Is the sun setting on the Golden Age of Apple?
Apple is famous for their secrecy.

We don't KNOW their long-term strategy. 
Or even their short-term strategy, most of the time. 

However, all of the recent data points, rumors, and trends point toward one direction: 

Apple intends to drop a number of product lines and "focus on its core competencies" - primarily notebook computers and iOS devices.  

At the MacBook Pro Keynote, we hoped for a 5K Cinema Display. 

We were introduced to new "preferred partner" monitors from LG, instead. 

We hoped for new Mac Minis, Airport routers, even an Alexa/Google Home-style active speaker device.

We got none of that. 

And now, rumors that Apple may be killing the Mac Mini, and ditching the Airport line altogether. 
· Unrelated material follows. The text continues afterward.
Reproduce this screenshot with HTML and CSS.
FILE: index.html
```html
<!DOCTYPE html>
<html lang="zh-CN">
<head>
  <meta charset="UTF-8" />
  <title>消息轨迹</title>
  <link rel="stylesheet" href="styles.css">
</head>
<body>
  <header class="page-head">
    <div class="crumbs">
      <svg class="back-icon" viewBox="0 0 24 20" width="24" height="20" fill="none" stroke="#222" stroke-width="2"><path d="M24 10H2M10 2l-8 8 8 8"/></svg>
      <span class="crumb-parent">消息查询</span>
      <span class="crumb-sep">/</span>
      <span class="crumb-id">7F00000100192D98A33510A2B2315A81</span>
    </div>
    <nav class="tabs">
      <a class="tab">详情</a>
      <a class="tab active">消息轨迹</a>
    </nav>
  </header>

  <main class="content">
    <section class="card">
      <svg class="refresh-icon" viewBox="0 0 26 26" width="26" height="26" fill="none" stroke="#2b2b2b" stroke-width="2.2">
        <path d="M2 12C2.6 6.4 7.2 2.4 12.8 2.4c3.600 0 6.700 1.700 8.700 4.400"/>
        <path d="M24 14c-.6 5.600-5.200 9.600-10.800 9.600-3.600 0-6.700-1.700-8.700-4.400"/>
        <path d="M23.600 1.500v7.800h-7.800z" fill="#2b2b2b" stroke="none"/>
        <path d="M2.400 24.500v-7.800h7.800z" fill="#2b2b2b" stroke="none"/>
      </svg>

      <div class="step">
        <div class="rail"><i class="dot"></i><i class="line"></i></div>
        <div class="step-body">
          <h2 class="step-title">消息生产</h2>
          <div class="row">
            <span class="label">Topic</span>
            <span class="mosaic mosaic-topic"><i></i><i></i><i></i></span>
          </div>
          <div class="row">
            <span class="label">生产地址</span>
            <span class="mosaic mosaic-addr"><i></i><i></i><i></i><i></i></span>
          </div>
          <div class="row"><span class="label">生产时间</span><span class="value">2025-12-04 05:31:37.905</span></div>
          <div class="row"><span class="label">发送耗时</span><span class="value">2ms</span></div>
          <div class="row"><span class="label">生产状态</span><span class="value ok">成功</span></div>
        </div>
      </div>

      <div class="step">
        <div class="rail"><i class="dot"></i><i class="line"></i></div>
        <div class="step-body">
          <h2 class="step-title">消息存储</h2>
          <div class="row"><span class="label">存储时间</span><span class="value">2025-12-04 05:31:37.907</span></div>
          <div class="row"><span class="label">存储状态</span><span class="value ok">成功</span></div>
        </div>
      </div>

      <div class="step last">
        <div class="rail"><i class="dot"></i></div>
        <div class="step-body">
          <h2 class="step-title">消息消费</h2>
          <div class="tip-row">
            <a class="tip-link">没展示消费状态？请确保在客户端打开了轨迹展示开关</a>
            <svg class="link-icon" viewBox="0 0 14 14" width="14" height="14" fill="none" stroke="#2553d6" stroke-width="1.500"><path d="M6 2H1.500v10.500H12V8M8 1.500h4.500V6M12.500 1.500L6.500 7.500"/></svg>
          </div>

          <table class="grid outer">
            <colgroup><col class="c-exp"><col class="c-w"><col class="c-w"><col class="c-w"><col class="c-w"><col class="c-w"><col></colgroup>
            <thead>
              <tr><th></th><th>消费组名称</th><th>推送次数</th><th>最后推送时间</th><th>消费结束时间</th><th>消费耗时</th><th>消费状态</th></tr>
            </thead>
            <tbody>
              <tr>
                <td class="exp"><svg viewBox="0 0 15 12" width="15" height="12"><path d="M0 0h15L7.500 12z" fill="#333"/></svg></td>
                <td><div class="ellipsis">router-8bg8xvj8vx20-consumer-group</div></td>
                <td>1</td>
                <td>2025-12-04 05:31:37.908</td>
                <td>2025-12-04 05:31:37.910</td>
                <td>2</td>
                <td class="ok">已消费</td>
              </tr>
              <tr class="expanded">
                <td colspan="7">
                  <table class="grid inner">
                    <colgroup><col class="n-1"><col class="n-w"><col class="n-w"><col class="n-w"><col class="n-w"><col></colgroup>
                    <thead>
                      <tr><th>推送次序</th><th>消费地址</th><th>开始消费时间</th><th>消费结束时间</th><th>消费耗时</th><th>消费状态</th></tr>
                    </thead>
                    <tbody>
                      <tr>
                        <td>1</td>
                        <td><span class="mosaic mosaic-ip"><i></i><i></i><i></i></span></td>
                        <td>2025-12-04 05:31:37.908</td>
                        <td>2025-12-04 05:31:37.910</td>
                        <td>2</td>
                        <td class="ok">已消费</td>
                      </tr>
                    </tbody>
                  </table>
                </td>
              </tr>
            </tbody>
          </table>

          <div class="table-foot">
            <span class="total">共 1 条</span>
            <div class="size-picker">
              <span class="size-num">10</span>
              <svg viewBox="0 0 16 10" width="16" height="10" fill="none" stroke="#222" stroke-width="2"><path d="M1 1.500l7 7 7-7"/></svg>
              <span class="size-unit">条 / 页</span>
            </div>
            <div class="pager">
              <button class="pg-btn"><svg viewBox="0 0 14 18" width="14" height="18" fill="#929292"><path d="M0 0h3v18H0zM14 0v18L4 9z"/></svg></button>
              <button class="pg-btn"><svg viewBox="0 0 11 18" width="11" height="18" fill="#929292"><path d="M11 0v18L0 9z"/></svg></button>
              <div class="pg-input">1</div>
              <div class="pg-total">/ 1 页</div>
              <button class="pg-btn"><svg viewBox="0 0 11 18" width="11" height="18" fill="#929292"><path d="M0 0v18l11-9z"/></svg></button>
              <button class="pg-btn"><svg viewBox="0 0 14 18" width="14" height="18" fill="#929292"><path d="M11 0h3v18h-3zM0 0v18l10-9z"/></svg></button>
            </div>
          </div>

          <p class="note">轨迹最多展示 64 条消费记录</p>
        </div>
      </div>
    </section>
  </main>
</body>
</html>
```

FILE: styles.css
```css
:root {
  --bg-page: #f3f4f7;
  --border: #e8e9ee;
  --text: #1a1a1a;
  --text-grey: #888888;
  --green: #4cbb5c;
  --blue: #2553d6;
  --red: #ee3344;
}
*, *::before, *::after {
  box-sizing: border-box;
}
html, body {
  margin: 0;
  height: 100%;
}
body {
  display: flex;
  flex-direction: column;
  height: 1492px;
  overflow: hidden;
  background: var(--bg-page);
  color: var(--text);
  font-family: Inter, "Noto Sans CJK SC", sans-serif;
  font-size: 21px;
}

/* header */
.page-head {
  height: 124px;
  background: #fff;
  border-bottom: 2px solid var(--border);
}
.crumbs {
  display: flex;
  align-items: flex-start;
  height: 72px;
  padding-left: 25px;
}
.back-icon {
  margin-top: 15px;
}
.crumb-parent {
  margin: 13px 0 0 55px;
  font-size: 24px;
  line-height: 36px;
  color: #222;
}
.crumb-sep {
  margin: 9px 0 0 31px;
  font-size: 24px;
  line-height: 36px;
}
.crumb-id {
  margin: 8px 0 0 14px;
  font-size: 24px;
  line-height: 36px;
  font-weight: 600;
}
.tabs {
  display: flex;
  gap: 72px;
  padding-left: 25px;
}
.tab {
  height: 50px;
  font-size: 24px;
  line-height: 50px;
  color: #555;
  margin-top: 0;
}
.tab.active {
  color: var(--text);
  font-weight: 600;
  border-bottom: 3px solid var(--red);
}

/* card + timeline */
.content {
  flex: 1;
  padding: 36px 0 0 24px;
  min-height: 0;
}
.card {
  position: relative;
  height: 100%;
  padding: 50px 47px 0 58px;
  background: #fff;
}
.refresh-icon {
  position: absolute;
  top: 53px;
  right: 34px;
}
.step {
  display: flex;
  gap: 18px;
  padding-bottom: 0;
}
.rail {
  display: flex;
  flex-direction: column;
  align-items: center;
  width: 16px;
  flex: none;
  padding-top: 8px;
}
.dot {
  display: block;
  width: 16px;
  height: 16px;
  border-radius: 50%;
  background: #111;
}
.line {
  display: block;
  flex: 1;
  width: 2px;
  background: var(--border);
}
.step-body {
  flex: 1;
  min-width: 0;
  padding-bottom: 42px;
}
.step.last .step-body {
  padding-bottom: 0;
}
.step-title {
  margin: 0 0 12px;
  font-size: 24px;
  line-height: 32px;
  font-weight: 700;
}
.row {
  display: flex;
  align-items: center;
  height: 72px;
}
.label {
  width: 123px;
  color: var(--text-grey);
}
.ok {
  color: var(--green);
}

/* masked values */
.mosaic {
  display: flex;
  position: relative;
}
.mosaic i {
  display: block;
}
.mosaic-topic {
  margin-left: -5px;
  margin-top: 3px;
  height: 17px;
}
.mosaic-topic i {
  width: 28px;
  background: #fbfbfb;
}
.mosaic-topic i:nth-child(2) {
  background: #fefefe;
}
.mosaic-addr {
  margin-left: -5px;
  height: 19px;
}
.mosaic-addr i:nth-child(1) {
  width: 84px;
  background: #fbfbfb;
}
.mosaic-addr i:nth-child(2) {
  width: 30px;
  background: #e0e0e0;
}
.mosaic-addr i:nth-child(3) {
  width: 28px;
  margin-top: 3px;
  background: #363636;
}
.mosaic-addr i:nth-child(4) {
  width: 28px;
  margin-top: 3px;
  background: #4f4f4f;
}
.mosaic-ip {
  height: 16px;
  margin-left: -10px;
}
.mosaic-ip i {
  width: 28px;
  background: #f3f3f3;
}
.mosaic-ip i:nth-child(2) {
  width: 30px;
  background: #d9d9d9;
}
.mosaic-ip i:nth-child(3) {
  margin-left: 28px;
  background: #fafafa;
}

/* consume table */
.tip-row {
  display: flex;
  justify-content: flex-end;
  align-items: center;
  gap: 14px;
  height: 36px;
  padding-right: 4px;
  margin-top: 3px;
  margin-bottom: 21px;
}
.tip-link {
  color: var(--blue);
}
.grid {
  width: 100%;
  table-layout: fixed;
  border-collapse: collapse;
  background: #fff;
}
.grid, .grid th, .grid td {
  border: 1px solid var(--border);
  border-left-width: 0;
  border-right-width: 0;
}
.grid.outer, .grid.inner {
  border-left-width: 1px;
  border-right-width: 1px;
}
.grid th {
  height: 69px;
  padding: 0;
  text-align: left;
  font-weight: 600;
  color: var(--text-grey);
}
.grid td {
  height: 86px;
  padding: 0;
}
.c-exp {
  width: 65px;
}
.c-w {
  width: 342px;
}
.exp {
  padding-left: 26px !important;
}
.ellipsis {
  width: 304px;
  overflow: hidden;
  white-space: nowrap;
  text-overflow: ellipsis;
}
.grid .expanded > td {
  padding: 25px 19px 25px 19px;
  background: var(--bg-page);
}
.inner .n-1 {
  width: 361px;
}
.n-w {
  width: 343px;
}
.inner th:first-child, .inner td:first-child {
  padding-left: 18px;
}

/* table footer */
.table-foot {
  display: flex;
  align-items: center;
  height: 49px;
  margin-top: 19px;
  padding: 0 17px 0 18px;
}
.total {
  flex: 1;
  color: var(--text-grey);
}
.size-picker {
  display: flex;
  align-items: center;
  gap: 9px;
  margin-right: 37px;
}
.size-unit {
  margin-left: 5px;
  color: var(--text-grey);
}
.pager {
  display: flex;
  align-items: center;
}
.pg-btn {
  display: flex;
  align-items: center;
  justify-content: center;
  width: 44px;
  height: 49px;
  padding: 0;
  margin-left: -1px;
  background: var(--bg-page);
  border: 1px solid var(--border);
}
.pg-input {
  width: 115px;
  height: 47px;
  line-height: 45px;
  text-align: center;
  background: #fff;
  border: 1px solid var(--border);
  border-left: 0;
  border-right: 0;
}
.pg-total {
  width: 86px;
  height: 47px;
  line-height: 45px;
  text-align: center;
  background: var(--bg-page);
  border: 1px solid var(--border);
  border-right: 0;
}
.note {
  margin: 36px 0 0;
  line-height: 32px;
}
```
While the accessory market may be low-margin and low-revenue, Apple cannot afford to walk away from the ecosystem it has created. 

In fact, doing so may be a historic blunder - one we'll talk about for years. 

Accessories Are a Low-Revenue, Low-Margin Business 

Apple makes millions of dollars in revenue on sales of monitors and routers. 

Now, objectively, that's a LOT of money. But those revenue numbers barely move the needle at a giant money-making machine like Apple.

The Mac business in total is only about 12% of Apple's revenue.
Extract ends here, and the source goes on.